A crowd of gun owners took aim Thursday at a Suffolk legislative proposal to impose rules for storing firearms safely, saying the measure was unneeded, unconstitutional and would leave families defenseless against violent home invasions.
“How are you going to go upstairs, run to your safe, open it up, unlock the gun and load it?” Lindenhurst resident Carol Ann Bowker asked. “How does this law protect us from criminals? How are we going to protect ourselves?”
The criticisms were leveled in the first public airing of the bill before the legislature’s public safety committee. The committee tabled the bill, sponsored by Presiding Officer DuWayne Gregory (D-Amityville), because a formal public hearing on it is scheduled for next Wednesday at the meeting of the full legislature in Hauppauge.
The proposed local law states that no one with a firearm shall leave it out of his or her immediate possession or control without either locking it in “an appropriate safe storage depository” or rendering it incapable of being fired by using a safety locking device.
A first violation could mean a fine of up to $250 or 15 days in jail; a second would be a misdemeanor with up to a $1,000 fine and a year in jail.
In all, 30 opponents — ranging from sportsmen’s club officials and gun instructors to suburban mothers — denounced the proposal. They said there are no local statistics showing any problem with gun security in homes, and argued there’s no way to enforce the law without doing house-to-house searches. No one spoke in favor of the bill.
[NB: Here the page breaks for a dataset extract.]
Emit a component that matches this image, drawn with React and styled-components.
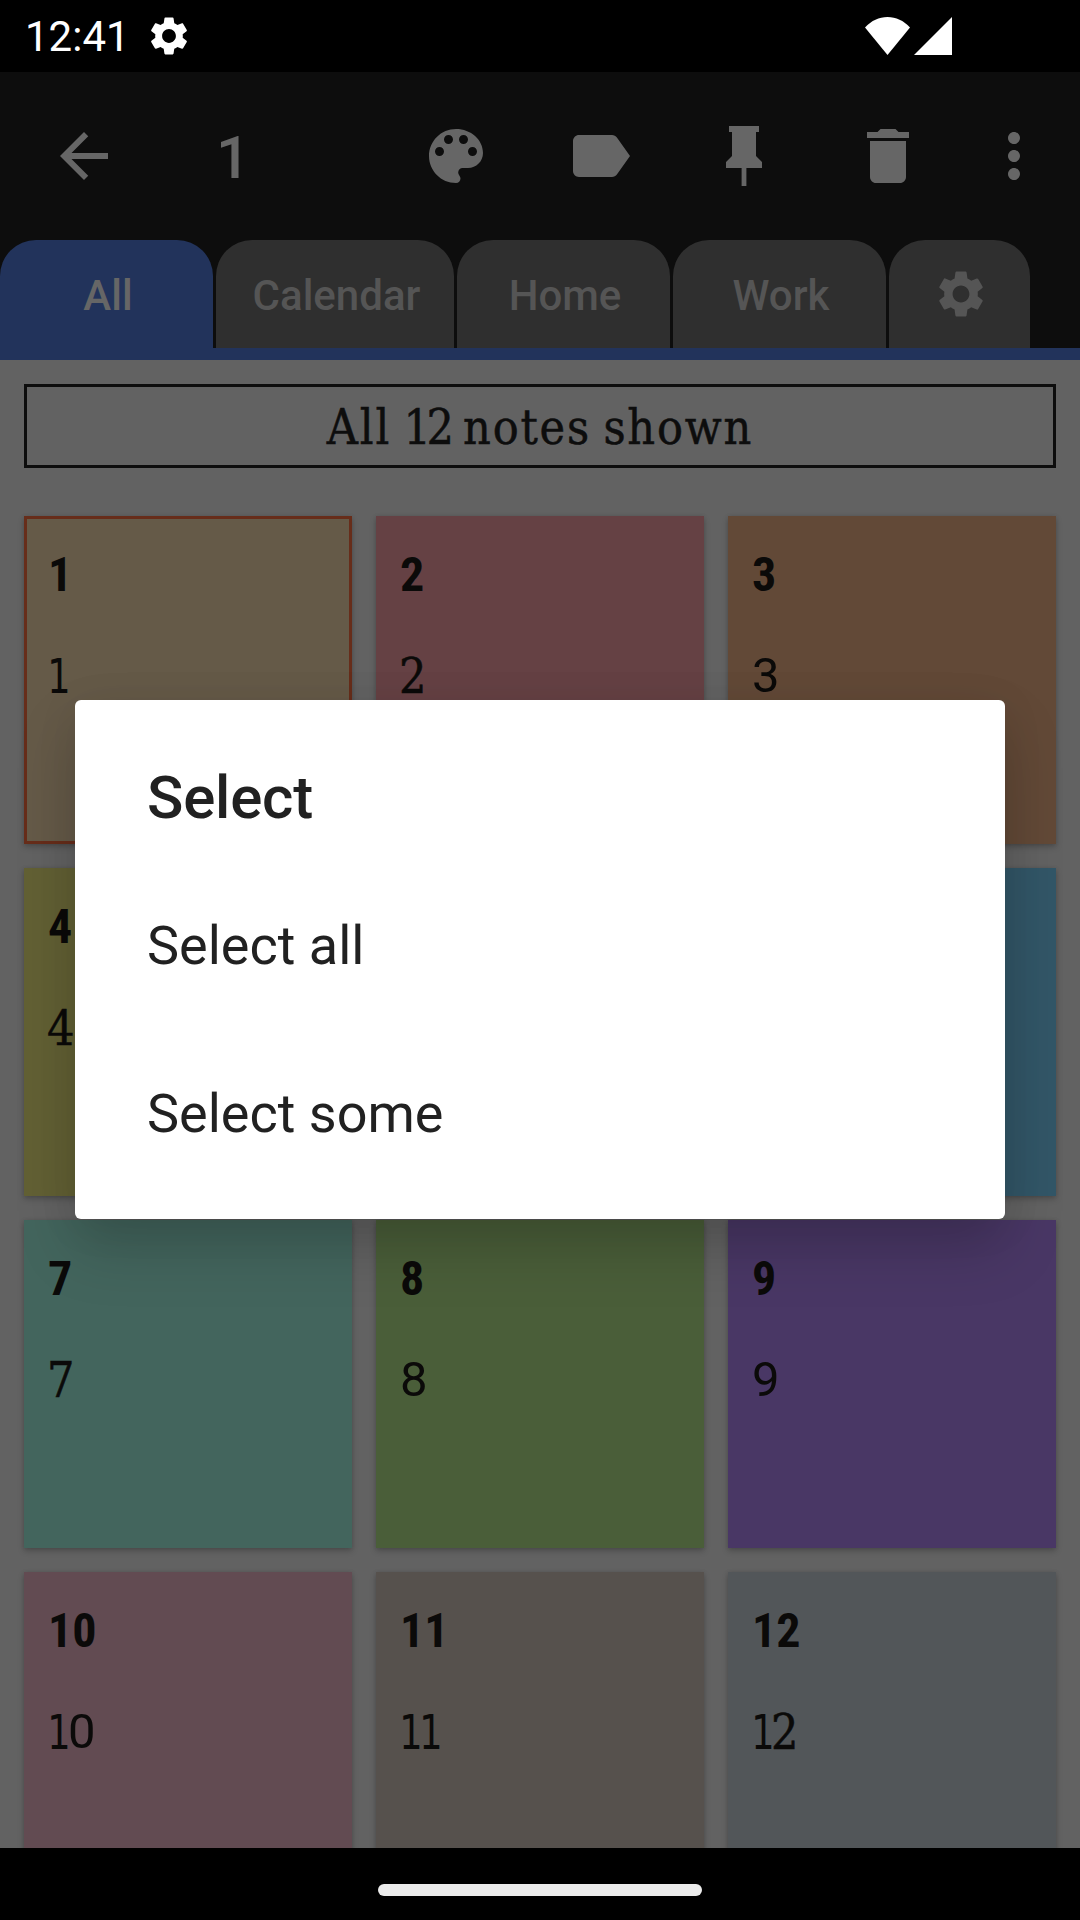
import React from "react";
import styled, { createGlobalStyle, css } from "styled-components";

const GlobalStyle = createGlobalStyle`
  * { box-sizing: border-box; }
  html, body { margin: 0; padding: 0; background: #000; }
  body { width: 1080px; height: 1920px; overflow: hidden; font-family: Roboto, "Liberation Sans", sans-serif; }
`;

const Screen = styled.div`
  position: relative;
  display: flex;
  flex-direction: column;
  width: 1080px;
  height: 1920px;
  overflow: hidden;
  background: #626262;
`;

const StatusBar = styled.header`
  display: flex;
  align-items: center;
  flex: none;
  height: 72px;
  padding: 0 128px 0 25px;
  background: #000;
  color: #fff;
`;

const Clock = styled.span`
  width: 121px;
  font-size: 42px;
  line-height: 72px;
  padding-top: 2px;
  white-space: nowrap;
`;

const StatusIcons = styled.div`
  display: flex;
  align-items: flex-start;
  gap: 4px;
  margin-left: auto;
`;

const Glyph = styled.svg`
  display: block;
  flex: none;
  width: ${(p) => p.$w}px;
  height: ${(p) => p.$h || p.$w}px;
  fill: currentColor;
`;

const Toolbar = styled.nav`
  display: flex;
  align-items: center;
  flex: none;
  height: 168px;
  padding: 0 12px;
  background: #0d0d0d;
  color: #666;
`;

const ToolButton = styled.button`
  display: flex;
  align-items: center;
  justify-content: center;
  width: ${(p) => p.$w || 144}px;
  height: 144px;
  padding: 0;
  border: 0;
  background: none;
  color: inherit;
`;

const Count = styled.span`
  flex: 1;
  padding: 4px 0 0 60px;
  font-size: 60px;
  font-weight: 500;
  line-height: 72px;
`;

const Tabs = styled.div`
  display: flex;
  gap: 3px;
  flex: none;
  height: 120px;
  background: #0d0d0d;
  border-bottom: 12px solid #22335b;
`;

const Tab = styled.div`
  display: flex;
  align-items: center;
  justify-content: center;
  width: ${(p) => p.$w}px;
  height: 108px;
  padding: ${(p) => (p.$icon ? "0 0 0 2px" : "2px 0 0 3px")};
  border-radius: 36px 36px 0 0;
  background: ${(p) => (p.$active ? "#22335b" : "#2f2f2f")};
  color: ${(p) => (p.$active ? "#666" : "#555")};
  font-size: 42px;
  font-weight: 500;
`;

const Content = styled.main`
  flex: 1;
  min-height: 0;
  overflow: hidden;
  padding: 24px 24px 0;
`;

const slab = css`
  font-family: "Roboto Slab", "DejaVu Serif Condensed", "DejaVu Serif", serif;
  -webkit-text-stroke: 0.5px currentColor;
`;

const Banner = styled.div`
  height: 84px;
  margin-bottom: 48px;
  padding-top: 2px;
  border: 3px solid #0d0d0d;
  color: #0d0d0d;
  ${slab}
  font-size: 48px;
  line-height: 76px;
  letter-spacing: 1.8px;
  word-spacing: -3px;
  text-align: center;
  white-space: nowrap;
`;

const Total = styled.span`
  margin-right: 1px;
  letter-spacing: -4.5px;
`;

const Grid = styled.div`
  display: grid;
  grid-template-columns: repeat(3, 328px);
  grid-auto-rows: 328px;
  gap: 24px;
`;

const Card = styled.article`
  padding: 31px 24px 0;
  background: ${(p) => p.$color};
  color: #0b0a09;
  box-shadow: 0 3px 6px rgba(0, 0, 0, 0.22), 0 0 4px rgba(0, 0, 0, 0.08)${(p) =>
    p.$selected ? ", inset 0 0 0 3px #672d1a" : ""};
`;

const CardTitle = styled.h2`
  margin: 0 0 45px;
  font-family: "Roboto Condensed", Roboto, sans-serif;
  font-stretch: 75%;
  font-size: 48px;
  font-weight: 700;
  line-height: 56px;
`;

const CardBody = styled.p`
  display: flex;
  margin: 0;
  font-size: 48px;
  line-height: 56px;
`;

const RoundDigit = styled.span`
  font-family: Roboto, sans-serif;
  font-size: 49px;
  font-weight: 400;
`;

const SerifDigit = styled.span`
  ${slab}
  margin-left: -1px;
`;

const OneDigit = styled.span`
  width: 20px;
  transform: scaleX(0.85);
  transform-origin: left;
  text-indent: -1px;
  font-family: "DejaVu Sans Condensed", "DejaVu Sans", sans-serif;
`;

const NavBar = styled.footer`
  display: flex;
  justify-content: center;
  flex: none;
  height: 72px;
  padding-top: 36px;
  background: #000;
`;

const Handle = styled.div`
  width: 324px;
  height: 12px;
  border-radius: 6px;
  background: #ebebeb;
`;

const Dialog = styled.section`
  position: absolute;
  left: 75px;
  top: 700px;
  width: 930px;
  height: 519px;
  border-radius: 6px;
  background: #fff;
  color: #212121;
  box-shadow: 0 30px 60px rgba(0, 0, 0, 0.17), 0 6px 44px rgba(0, 0, 0, 0.07);
`;

const DialogTitle = styled.h1`
  display: flex;
  align-items: center;
  height: 161px;
  margin: 0;
  padding: 33px 72px 0;
  font-size: 60px;
  font-weight: 500;
  letter-spacing: -0.2px;
`;

const Option = styled.div`
  display: flex;
  align-items: center;
  height: 168px;
  padding: 0 72px;
  font-size: 54px;
`;

const PATHS = {
  settings:
    "M19.14 12.94c.04-.3.06-.61.06-.94 0-.32-.02-.64-.07-.94l2.03-1.58c.18-.14.23-.41.12-.61l-1.92-3.32c-.12-.22-.37-.29-.59-.22l-2.39.96c-.5-.38-1.03-.7-1.62-.94l-.36-2.54c-.04-.24-.24-.41-.48-.41h-3.84c-.24 0-.43.17-.47.41l-.36 2.54c-.59.24-1.13.57-1.62.94l-2.39-.96c-.22-.08-.47 0-.59.22L2.74 8.87c-.12.21-.08.47.12.61l2.03 1.58c-.05.3-.09.63-.09.94s.02.64.07.94l-2.03 1.58c-.18.14-.23.41-.12.61l1.92 3.32c.12.22.37.29.59.22l2.39-.96c.5.38 1.03.7 1.62.94l.36 2.54c.05.24.24.41.48.41h3.84c.24 0 .44-.17.47-.41l.36-2.54c.59-.24 1.13-.56 1.62-.94l2.39.96c.22.08.47 0 .59-.22l1.92-3.32c.12-.22.07-.47-.12-.61l-2.01-1.58zM12 15.6c-1.98 0-3.6-1.62-3.6-3.6s1.62-3.6 3.6-3.6 3.6 1.62 3.6 3.6-1.62 3.6-3.6 3.6z",
  back: "M20 11H7.83l5.59-5.59L12 4l-8 8 8 8 1.41-1.41L7.83 13H20v-2z",
  palette:
    "M12 3c-4.97 0-9 4.03-9 9s4.03 9 9 9c.83 0 1.5-.67 1.5-1.5 0-.39-.15-.74-.39-1.01-.23-.26-.38-.61-.38-.99 0-.83.67-1.5 1.5-1.5H16c2.76 0 5-2.24 5-5 0-4.42-4.03-8-9-8zm-5.5 9c-.83 0-1.5-.67-1.5-1.5S5.67 9 6.5 9 8 9.67 8 10.5 7.33 12 6.5 12zm3-4C8.67 8 8 7.33 8 6.5S8.67 5 9.5 5s1.5.67 1.5 1.5S10.33 8 9.5 8zm5 0c-.83 0-1.5-.67-1.5-1.5S13.67 5 14.5 5s1.5.67 1.5 1.5S15.33 8 14.5 8zm3 4c-.83 0-1.5-.67-1.5-1.5S16.67 9 17.5 9s1.5.67 1.5 1.5-.67 1.5-1.5 1.5z",
  label:
    "M17.63 5.84C17.27 5.33 16.67 5 16 5L5 5.01C3.9 5.01 3 5.9 3 7v10c0 1.1.9 1.99 2 1.99L16 19c.67 0 1.27-.33 1.63-.84L22 12l-4.37-6.16z",
  pin: "M16 12V4H17V2H7V4H8V12L6 14V16H11.2V22H12.8V16H18V14L16 12Z",
  trash:
    "M6 19c0 1.1.9 2 2 2h8c1.1 0 2-.9 2-2V7H6v12zM19 4h-3.5l-1-1h-5l-1 1H5v2h14V4z",
  more: "M12 8c1.1 0 2-.9 2-2s-.9-2-2-2-2 .9-2 2 .9 2 2 2zm0 2c-1.1 0-2 .9-2 2s.9 2 2 2 2-.9 2-2-.9-2-2-2zm0 6c-1.1 0-2 .9-2 2s.9 2 2 2 2-.9 2-2-.9-2-2-2z",
};

const Icon = ({ name, size = 72 }) => (
  <Glyph $w={size} viewBox="0 0 24 24" aria-hidden="true">
    <path d={PATHS[name]} />
  </Glyph>
);

const TABS = [
  { label: "All", width: 213, active: true },
  { label: "Calendar", width: 238 },
  { label: "Home", width: 213 },
  { label: "Work", width: 213 },
];

const NOTES = [
  "#655a48", "#654144", "#624937",
  "#626034", "#3c5c43", "#325667",
  "#43655d", "#4a5e39", "#493765",
  "#624b52", "#56514d", "#525659",
];

const digitFor = (d) => {
  if (d === "1") return OneDigit;
  return "247".includes(d) ? SerifDigit : RoundDigit;
};

const NoteNumber = ({ value }) => (
  <CardBody>
    {String(value)
      .split("")
      .map((d, i) => {
        const Digit = digitFor(d);
        return <Digit key={i}>{d}</Digit>;
      })}
  </CardBody>
);

export default function App() {
  return (
    <>
      <GlobalStyle />
      <Screen>
        <StatusBar>
          <Clock>12:41</Clock>
          <Icon name="settings" size={46} />
          <StatusIcons>
            <Glyph $w={45} $h={38} viewBox="0 0 45 38">
              <path d="M0 10.500C6.500 3.500 14 0 22.500 0S38.500 3.500 45 10.500L22.500 38Z" />
            </Glyph>
            <Glyph $w={38} $h={38} viewBox="0 0 38 38">
              <path d="M38 0V38H0Z" />
            </Glyph>
          </StatusIcons>
        </StatusBar>
        <Toolbar>
          <ToolButton aria-label="Back">
            <Icon name="back" />
          </ToolButton>
          <Count>1</Count>
          {["palette", "label", "pin", "trash"].map((name) => (
            <ToolButton key={name} aria-label={name}>
              <Icon name={name} />
            </ToolButton>
          ))}
          <ToolButton $w={108} aria-label="More">
            <Icon name="more" />
          </ToolButton>
        </Toolbar>
        <Tabs>
          {TABS.map((t) => (
            <Tab key={t.label} $w={t.width} $active={t.active}>
              {t.label}
            </Tab>
          ))}
          <Tab $w={141} $icon>
            <Icon name="settings" size={56} />
          </Tab>
        </Tabs>
        <Content>
          <Banner>
            All <Total>12</Total> notes shown
          </Banner>
          <Grid>
            {NOTES.map((color, i) => (
              <Card key={color} $color={color} $selected={i === 0}>
                <CardTitle>{i + 1}</CardTitle>
                <NoteNumber value={i + 1} />
              </Card>
            ))}
          </Grid>
        </Content>
        <NavBar>
          <Handle />
        </NavBar>
        <Dialog role="dialog">
          <DialogTitle>Select</DialogTitle>
          <Option>Select all</Option>
          <Option>Select some</Option>
        </Dialog>
      </Screen>
    </>
  );
}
Bowker said federal courts already have ruled that such laws are unconstitutional, and she said that the proposal would make it impossible for people to protect themselves from an attack.
Harold Moskowitz of Northport questioned the legality of the bill.
“The Supreme Court has recognized . . . the right to self-defense in life-threatening situations,” he said. “This bill undermines that right by requiring valuable time for unsecuring the defensive weapon.”
Other critics were more succinct.
“It’s stupid — colossally stupid,” said Gary Reiber of Lindenhurst.
Many speakers argued the county would accomplish the same goals by requiring gun safety education for children.
Several critics attacked Gregory, saying the proposal was a ploy to promote his current campaign for Congress against longtime Rep. Peter King (R-Seaford).
“There is no crisis, there is no threat,” said Sherman Kearns of Ridge. “This is just political grandstanding in an election year.”
Gregory was present at the meeting but did not speak.
Later, he defended his proposal, and said he was open to the possibility of making amendments Gregory said he is “not anti-gun,” only looking to protect children and others from preventable shooting deaths and making sure weapons of licensed gun owners don’t get into the wrong hands.
“To me, it’s just common sense,” he said.